= STATED GOAL =
Restate the records below word for word, and omit the images they hold.

--------------------

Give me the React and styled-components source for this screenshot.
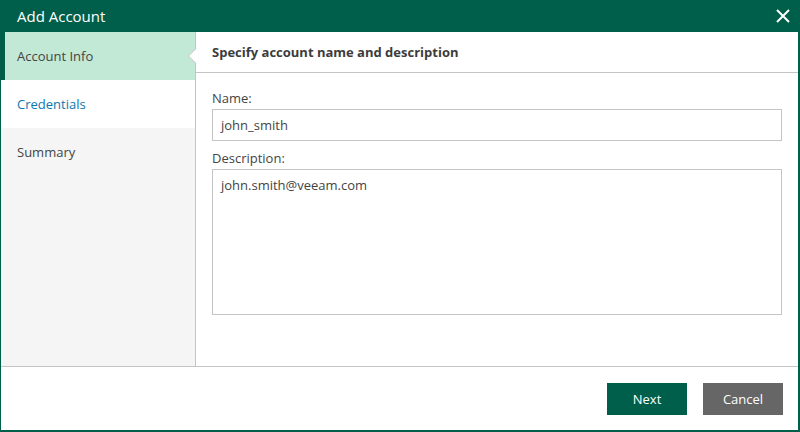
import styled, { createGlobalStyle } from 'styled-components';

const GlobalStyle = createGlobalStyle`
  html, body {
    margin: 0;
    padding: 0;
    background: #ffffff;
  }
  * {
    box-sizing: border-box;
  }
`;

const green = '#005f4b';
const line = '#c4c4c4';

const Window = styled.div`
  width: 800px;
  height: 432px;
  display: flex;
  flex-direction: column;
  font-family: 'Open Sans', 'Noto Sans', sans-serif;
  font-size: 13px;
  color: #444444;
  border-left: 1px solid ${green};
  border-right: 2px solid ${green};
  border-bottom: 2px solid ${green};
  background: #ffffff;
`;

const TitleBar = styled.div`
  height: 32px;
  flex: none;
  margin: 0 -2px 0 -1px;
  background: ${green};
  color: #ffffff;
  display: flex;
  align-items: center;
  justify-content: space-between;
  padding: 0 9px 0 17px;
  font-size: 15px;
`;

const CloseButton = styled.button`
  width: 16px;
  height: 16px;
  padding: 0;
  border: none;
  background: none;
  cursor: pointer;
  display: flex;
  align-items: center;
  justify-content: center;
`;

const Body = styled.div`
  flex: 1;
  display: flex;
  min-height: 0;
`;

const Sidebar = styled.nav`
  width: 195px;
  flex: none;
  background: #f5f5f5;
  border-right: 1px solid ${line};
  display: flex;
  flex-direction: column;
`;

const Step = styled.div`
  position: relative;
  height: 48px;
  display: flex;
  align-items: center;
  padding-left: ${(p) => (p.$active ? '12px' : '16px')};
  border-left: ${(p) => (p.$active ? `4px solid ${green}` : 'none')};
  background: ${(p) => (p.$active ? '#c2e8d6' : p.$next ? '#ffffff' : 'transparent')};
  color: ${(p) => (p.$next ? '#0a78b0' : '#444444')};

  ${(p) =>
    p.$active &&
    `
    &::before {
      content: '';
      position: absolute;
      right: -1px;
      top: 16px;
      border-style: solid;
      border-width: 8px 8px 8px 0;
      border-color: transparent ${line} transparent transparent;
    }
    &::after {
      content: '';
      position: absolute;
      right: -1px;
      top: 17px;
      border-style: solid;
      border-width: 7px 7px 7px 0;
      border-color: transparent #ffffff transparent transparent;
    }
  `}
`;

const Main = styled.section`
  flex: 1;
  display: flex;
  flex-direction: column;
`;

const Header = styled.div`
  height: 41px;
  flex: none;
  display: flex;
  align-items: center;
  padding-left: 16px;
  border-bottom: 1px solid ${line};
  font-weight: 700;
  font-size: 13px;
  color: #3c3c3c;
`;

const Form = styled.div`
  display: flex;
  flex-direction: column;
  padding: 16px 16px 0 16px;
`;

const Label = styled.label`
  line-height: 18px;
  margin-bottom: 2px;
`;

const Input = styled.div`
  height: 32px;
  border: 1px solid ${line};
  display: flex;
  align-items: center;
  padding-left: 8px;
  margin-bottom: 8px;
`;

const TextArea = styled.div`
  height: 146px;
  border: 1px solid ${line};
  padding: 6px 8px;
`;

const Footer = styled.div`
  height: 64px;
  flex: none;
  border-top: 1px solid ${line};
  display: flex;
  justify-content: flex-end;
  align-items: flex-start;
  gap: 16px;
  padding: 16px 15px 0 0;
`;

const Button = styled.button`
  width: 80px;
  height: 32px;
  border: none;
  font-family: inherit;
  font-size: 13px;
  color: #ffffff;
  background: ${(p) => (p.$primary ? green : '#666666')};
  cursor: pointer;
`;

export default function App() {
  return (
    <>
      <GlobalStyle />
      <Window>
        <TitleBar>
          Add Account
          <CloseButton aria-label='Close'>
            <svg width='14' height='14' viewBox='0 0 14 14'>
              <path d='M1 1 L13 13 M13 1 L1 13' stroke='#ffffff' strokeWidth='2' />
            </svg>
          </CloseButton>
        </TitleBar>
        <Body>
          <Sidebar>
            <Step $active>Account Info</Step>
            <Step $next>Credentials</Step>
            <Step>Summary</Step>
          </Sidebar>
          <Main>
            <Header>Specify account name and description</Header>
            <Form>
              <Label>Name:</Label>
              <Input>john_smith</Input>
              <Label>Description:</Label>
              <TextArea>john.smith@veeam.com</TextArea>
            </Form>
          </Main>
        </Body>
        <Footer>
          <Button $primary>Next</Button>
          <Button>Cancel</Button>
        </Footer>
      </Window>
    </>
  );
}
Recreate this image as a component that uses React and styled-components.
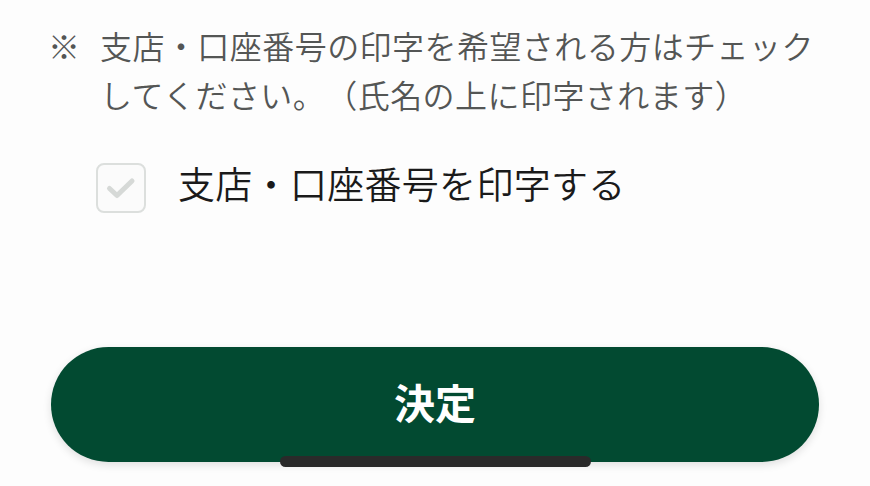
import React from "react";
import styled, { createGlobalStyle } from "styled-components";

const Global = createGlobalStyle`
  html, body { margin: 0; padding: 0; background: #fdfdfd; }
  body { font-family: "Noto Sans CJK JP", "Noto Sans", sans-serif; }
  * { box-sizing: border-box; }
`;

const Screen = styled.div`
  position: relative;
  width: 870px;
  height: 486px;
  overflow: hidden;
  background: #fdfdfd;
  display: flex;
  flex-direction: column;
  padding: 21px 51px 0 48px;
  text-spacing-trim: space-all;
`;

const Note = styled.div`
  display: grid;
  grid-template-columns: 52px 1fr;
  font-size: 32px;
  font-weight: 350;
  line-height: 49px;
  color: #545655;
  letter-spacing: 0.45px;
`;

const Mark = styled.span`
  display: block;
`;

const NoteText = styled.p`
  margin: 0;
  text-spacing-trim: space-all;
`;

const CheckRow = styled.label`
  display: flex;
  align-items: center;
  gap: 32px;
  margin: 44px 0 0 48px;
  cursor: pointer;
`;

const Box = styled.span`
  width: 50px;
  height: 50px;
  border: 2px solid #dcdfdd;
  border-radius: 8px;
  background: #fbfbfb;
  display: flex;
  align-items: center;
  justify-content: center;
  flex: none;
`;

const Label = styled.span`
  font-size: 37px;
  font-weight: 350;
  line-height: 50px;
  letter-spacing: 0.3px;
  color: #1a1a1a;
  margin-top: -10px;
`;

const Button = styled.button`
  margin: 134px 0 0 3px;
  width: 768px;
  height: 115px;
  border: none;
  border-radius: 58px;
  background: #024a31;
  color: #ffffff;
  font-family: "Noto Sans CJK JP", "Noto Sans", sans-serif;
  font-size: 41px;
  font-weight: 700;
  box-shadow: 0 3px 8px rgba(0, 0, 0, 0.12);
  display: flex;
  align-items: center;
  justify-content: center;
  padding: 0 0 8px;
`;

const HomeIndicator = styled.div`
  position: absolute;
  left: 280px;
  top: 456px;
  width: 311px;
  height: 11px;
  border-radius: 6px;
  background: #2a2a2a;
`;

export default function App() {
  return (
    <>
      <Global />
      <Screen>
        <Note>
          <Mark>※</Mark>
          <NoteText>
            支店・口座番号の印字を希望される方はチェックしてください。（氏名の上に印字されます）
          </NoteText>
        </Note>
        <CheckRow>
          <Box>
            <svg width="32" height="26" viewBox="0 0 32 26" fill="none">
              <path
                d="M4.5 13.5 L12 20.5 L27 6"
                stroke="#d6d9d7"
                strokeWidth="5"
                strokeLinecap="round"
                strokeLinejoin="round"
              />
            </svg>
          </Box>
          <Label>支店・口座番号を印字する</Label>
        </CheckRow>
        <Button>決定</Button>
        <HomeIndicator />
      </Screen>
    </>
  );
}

--------------------

= THE ANSWER =
Give me the React and styled-components source for this screenshot.
import styled, { createGlobalStyle } from 'styled-components';

const GlobalStyle = createGlobalStyle`
  html, body {
    margin: 0;
    padding: 0;
    background: #ffffff;
  }
  * {
    box-sizing: border-box;
  }
`;

const green = '#005f4b';
const line = '#c4c4c4';

const Window = styled.div`
  width: 800px;
  height: 432px;
  display: flex;
  flex-direction: column;
  font-family: 'Open Sans', 'Noto Sans', sans-serif;
  font-size: 13px;
  color: #444444;
  border-left: 1px solid ${green};
  border-right: 2px solid ${green};
  border-bottom: 2px solid ${green};
  background: #ffffff;
`;

const TitleBar = styled.div`
  height: 32px;
  flex: none;
  margin: 0 -2px 0 -1px;
  background: ${green};
  color: #ffffff;
  display: flex;
  align-items: center;
  justify-content: space-between;
  padding: 0 9px 0 17px;
  font-size: 15px;
`;

const CloseButton = styled.button`
  width: 16px;
  height: 16px;
  padding: 0;
  border: none;
  background: none;
  cursor: pointer;
  display: flex;
  align-items: center;
  justify-content: center;
`;

const Body = styled.div`
  flex: 1;
  display: flex;
  min-height: 0;
`;

const Sidebar = styled.nav`
  width: 195px;
  flex: none;
  background: #f5f5f5;
  border-right: 1px solid ${line};
  display: flex;
  flex-direction: column;
`;

const Step = styled.div`
  position: relative;
  height: 48px;
  display: flex;
  align-items: center;
  padding-left: ${(p) => (p.$active ? '12px' : '16px')};
  border-left: ${(p) => (p.$active ? `4px solid ${green}` : 'none')};
  background: ${(p) => (p.$active ? '#c2e8d6' : p.$next ? '#ffffff' : 'transparent')};
  color: ${(p) => (p.$next ? '#0a78b0' : '#444444')};

  ${(p) =>
    p.$active &&
    `
    &::before {
      content: '';
      position: absolute;
      right: -1px;
      top: 16px;
      border-style: solid;
      border-width: 8px 8px 8px 0;
      border-color: transparent ${line} transparent transparent;
    }
    &::after {
      content: '';
      position: absolute;
      right: -1px;
      top: 17px;
      border-style: solid;
      border-width: 7px 7px 7px 0;
      border-color: transparent #ffffff transparent transparent;
    }
  `}
`;

const Main = styled.section`
  flex: 1;
  display: flex;
  flex-direction: column;
`;

const Header = styled.div`
  height: 41px;
  flex: none;
  display: flex;
  align-items: center;
  padding-left: 16px;
  border-bottom: 1px solid ${line};
  font-weight: 700;
  font-size: 13px;
  color: #3c3c3c;
`;

const Form = styled.div`
  display: flex;
  flex-direction: column;
  padding: 16px 16px 0 16px;
`;

const Label = styled.label`
  line-height: 18px;
  margin-bottom: 2px;
`;

const Input = styled.div`
  height: 32px;
  border: 1px solid ${line};
  display: flex;
  align-items: center;
  padding-left: 8px;
  margin-bottom: 8px;
`;

const TextArea = styled.div`
  height: 146px;
  border: 1px solid ${line};
  padding: 6px 8px;
`;

const Footer = styled.div`
  height: 64px;
  flex: none;
  border-top: 1px solid ${line};
  display: flex;
  justify-content: flex-end;
  align-items: flex-start;
  gap: 16px;
  padding: 16px 15px 0 0;
`;

const Button = styled.button`
  width: 80px;
  height: 32px;
  border: none;
  font-family: inherit;
  font-size: 13px;
  color: #ffffff;
  background: ${(p) => (p.$primary ? green : '#666666')};
  cursor: pointer;
`;

export default function App() {
  return (
    <>
      <GlobalStyle />
      <Window>
        <TitleBar>
          Add Account
          <CloseButton aria-label='Close'>
            <svg width='14' height='14' viewBox='0 0 14 14'>
              <path d='M1 1 L13 13 M13 1 L1 13' stroke='#ffffff' strokeWidth='2' />
            </svg>
          </CloseButton>
        </TitleBar>
        <Body>
          <Sidebar>
            <Step $active>Account Info</Step>
            <Step $next>Credentials</Step>
            <Step>Summary</Step>
          </Sidebar>
          <Main>
            <Header>Specify account name and description</Header>
            <Form>
              <Label>Name:</Label>
              <Input>john_smith</Input>
              <Label>Description:</Label>
              <TextArea>john.smith@veeam.com</TextArea>
            </Form>
          </Main>
        </Body>
        <Footer>
          <Button $primary>Next</Button>
          <Button>Cancel</Button>
        </Footer>
      </Window>
    </>
  );
}
Recreate this image as a component that uses React and styled-components.
import React from "react";
import styled, { createGlobalStyle } from "styled-components";

const Global = createGlobalStyle`
  html, body { margin: 0; padding: 0; background: #fdfdfd; }
  body { font-family: "Noto Sans CJK JP", "Noto Sans", sans-serif; }
  * { box-sizing: border-box; }
`;

const Screen = styled.div`
  position: relative;
  width: 870px;
  height: 486px;
  overflow: hidden;
  background: #fdfdfd;
  display: flex;
  flex-direction: column;
  padding: 21px 51px 0 48px;
  text-spacing-trim: space-all;
`;

const Note = styled.div`
  display: grid;
  grid-template-columns: 52px 1fr;
  font-size: 32px;
  font-weight: 350;
  line-height: 49px;
  color: #545655;
  letter-spacing: 0.45px;
`;

const Mark = styled.span`
  display: block;
`;

const NoteText = styled.p`
  margin: 0;
  text-spacing-trim: space-all;
`;

const CheckRow = styled.label`
  display: flex;
  align-items: center;
  gap: 32px;
  margin: 44px 0 0 48px;
  cursor: pointer;
`;

const Box = styled.span`
  width: 50px;
  height: 50px;
  border: 2px solid #dcdfdd;
  border-radius: 8px;
  background: #fbfbfb;
  display: flex;
  align-items: center;
  justify-content: center;
  flex: none;
`;

const Label = styled.span`
  font-size: 37px;
  font-weight: 350;
  line-height: 50px;
  letter-spacing: 0.3px;
  color: #1a1a1a;
  margin-top: -10px;
`;

const Button = styled.button`
  margin: 134px 0 0 3px;
  width: 768px;
  height: 115px;
  border: none;
  border-radius: 58px;
  background: #024a31;
  color: #ffffff;
  font-family: "Noto Sans CJK JP", "Noto Sans", sans-serif;
  font-size: 41px;
  font-weight: 700;
  box-shadow: 0 3px 8px rgba(0, 0, 0, 0.12);
  display: flex;
  align-items: center;
  justify-content: center;
  padding: 0 0 8px;
`;

const HomeIndicator = styled.div`
  position: absolute;
  left: 280px;
  top: 456px;
  width: 311px;
  height: 11px;
  border-radius: 6px;
  background: #2a2a2a;
`;

export default function App() {
  return (
    <>
      <Global />
      <Screen>
        <Note>
          <Mark>※</Mark>
          <NoteText>
            支店・口座番号の印字を希望される方はチェックしてください。（氏名の上に印字されます）
          </NoteText>
        </Note>
        <CheckRow>
          <Box>
            <svg width="32" height="26" viewBox="0 0 32 26" fill="none">
              <path
                d="M4.5 13.5 L12 20.5 L27 6"
                stroke="#d6d9d7"
                strokeWidth="5"
                strokeLinecap="round"
                strokeLinejoin="round"
              />
            </svg>
          </Box>
          <Label>支店・口座番号を印字する</Label>
        </CheckRow>
        <Button>決定</Button>
        <HomeIndicator />
      </Screen>
    </>
  );
}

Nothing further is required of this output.